→ Data section
========
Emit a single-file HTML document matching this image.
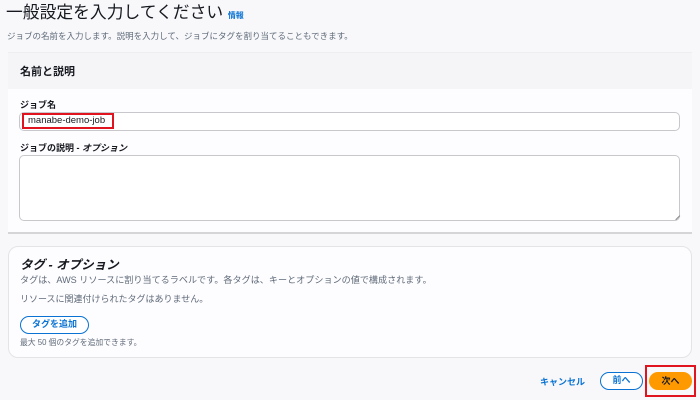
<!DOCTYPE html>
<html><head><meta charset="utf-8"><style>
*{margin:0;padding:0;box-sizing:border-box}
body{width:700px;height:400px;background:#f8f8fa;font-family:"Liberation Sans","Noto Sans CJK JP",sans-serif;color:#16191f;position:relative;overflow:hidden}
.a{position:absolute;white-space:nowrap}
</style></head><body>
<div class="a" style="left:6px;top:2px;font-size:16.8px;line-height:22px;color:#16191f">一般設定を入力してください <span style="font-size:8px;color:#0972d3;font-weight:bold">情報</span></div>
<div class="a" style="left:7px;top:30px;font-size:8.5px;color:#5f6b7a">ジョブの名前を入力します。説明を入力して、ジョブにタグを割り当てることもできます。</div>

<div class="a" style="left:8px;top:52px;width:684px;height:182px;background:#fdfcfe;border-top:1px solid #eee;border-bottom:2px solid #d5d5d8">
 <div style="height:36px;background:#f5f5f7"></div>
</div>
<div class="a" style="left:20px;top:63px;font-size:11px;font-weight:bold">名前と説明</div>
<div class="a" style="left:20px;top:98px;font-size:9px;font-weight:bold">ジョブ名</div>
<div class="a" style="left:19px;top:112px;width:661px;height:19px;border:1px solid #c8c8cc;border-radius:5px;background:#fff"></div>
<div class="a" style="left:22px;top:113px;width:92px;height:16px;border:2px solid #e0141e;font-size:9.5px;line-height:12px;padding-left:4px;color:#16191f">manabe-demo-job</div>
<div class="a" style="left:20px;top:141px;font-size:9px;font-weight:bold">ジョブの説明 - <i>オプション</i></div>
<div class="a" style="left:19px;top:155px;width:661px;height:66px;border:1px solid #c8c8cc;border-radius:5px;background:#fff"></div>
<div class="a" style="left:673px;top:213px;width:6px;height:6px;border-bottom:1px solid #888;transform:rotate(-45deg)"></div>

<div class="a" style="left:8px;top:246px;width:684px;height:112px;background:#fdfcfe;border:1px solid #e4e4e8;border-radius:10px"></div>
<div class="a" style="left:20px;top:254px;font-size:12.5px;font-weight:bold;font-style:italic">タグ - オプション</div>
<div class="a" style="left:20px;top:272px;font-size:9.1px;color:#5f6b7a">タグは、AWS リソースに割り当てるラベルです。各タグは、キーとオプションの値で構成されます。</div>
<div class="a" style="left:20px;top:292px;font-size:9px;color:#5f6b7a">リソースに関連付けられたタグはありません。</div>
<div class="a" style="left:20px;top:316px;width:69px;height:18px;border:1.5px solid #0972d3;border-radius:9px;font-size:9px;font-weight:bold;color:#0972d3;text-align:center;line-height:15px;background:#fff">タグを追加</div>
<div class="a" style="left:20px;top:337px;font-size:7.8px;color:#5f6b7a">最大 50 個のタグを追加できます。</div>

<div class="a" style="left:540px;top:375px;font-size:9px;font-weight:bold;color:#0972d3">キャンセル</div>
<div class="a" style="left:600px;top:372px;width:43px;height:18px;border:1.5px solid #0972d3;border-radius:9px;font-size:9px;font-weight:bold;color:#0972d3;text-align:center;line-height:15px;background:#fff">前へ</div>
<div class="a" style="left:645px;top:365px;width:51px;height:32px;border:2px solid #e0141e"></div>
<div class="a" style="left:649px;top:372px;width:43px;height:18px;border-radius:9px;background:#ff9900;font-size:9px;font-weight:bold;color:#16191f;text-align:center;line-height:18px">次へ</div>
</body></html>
========
→ Problem statement
Copy out the data above exactly, except the pictures.

→ Task answer
Emit a single-file HTML document matching this image.
<!DOCTYPE html>
<html><head><meta charset="utf-8"><style>
*{margin:0;padding:0;box-sizing:border-box}
body{width:700px;height:400px;background:#f8f8fa;font-family:"Liberation Sans","Noto Sans CJK JP",sans-serif;color:#16191f;position:relative;overflow:hidden}
.a{position:absolute;white-space:nowrap}
</style></head><body>
<div class="a" style="left:6px;top:2px;font-size:16.8px;line-height:22px;color:#16191f">一般設定を入力してください <span style="font-size:8px;color:#0972d3;font-weight:bold">情報</span></div>
<div class="a" style="left:7px;top:30px;font-size:8.5px;color:#5f6b7a">ジョブの名前を入力します。説明を入力して、ジョブにタグを割り当てることもできます。</div>

<div class="a" style="left:8px;top:52px;width:684px;height:182px;background:#fdfcfe;border-top:1px solid #eee;border-bottom:2px solid #d5d5d8">
 <div style="height:36px;background:#f5f5f7"></div>
</div>
<div class="a" style="left:20px;top:63px;font-size:11px;font-weight:bold">名前と説明</div>
<div class="a" style="left:20px;top:98px;font-size:9px;font-weight:bold">ジョブ名</div>
<div class="a" style="left:19px;top:112px;width:661px;height:19px;border:1px solid #c8c8cc;border-radius:5px;background:#fff"></div>
<div class="a" style="left:22px;top:113px;width:92px;height:16px;border:2px solid #e0141e;font-size:9.5px;line-height:12px;padding-left:4px;color:#16191f">manabe-demo-job</div>
<div class="a" style="left:20px;top:141px;font-size:9px;font-weight:bold">ジョブの説明 - <i>オプション</i></div>
<div class="a" style="left:19px;top:155px;width:661px;height:66px;border:1px solid #c8c8cc;border-radius:5px;background:#fff"></div>
<div class="a" style="left:673px;top:213px;width:6px;height:6px;border-bottom:1px solid #888;transform:rotate(-45deg)"></div>

<div class="a" style="left:8px;top:246px;width:684px;height:112px;background:#fdfcfe;border:1px solid #e4e4e8;border-radius:10px"></div>
<div class="a" style="left:20px;top:254px;font-size:12.5px;font-weight:bold;font-style:italic">タグ - オプション</div>
<div class="a" style="left:20px;top:272px;font-size:9.1px;color:#5f6b7a">タグは、AWS リソースに割り当てるラベルです。各タグは、キーとオプションの値で構成されます。</div>
<div class="a" style="left:20px;top:292px;font-size:9px;color:#5f6b7a">リソースに関連付けられたタグはありません。</div>
<div class="a" style="left:20px;top:316px;width:69px;height:18px;border:1.5px solid #0972d3;border-radius:9px;font-size:9px;font-weight:bold;color:#0972d3;text-align:center;line-height:15px;background:#fff">タグを追加</div>
<div class="a" style="left:20px;top:337px;font-size:7.8px;color:#5f6b7a">最大 50 個のタグを追加できます。</div>

<div class="a" style="left:540px;top:375px;font-size:9px;font-weight:bold;color:#0972d3">キャンセル</div>
<div class="a" style="left:600px;top:372px;width:43px;height:18px;border:1.5px solid #0972d3;border-radius:9px;font-size:9px;font-weight:bold;color:#0972d3;text-align:center;line-height:15px;background:#fff">前へ</div>
<div class="a" style="left:645px;top:365px;width:51px;height:32px;border:2px solid #e0141e"></div>
<div class="a" style="left:649px;top:372px;width:43px;height:18px;border-radius:9px;background:#ff9900;font-size:9px;font-weight:bold;color:#16191f;text-align:center;line-height:18px">次へ</div>
</body></html>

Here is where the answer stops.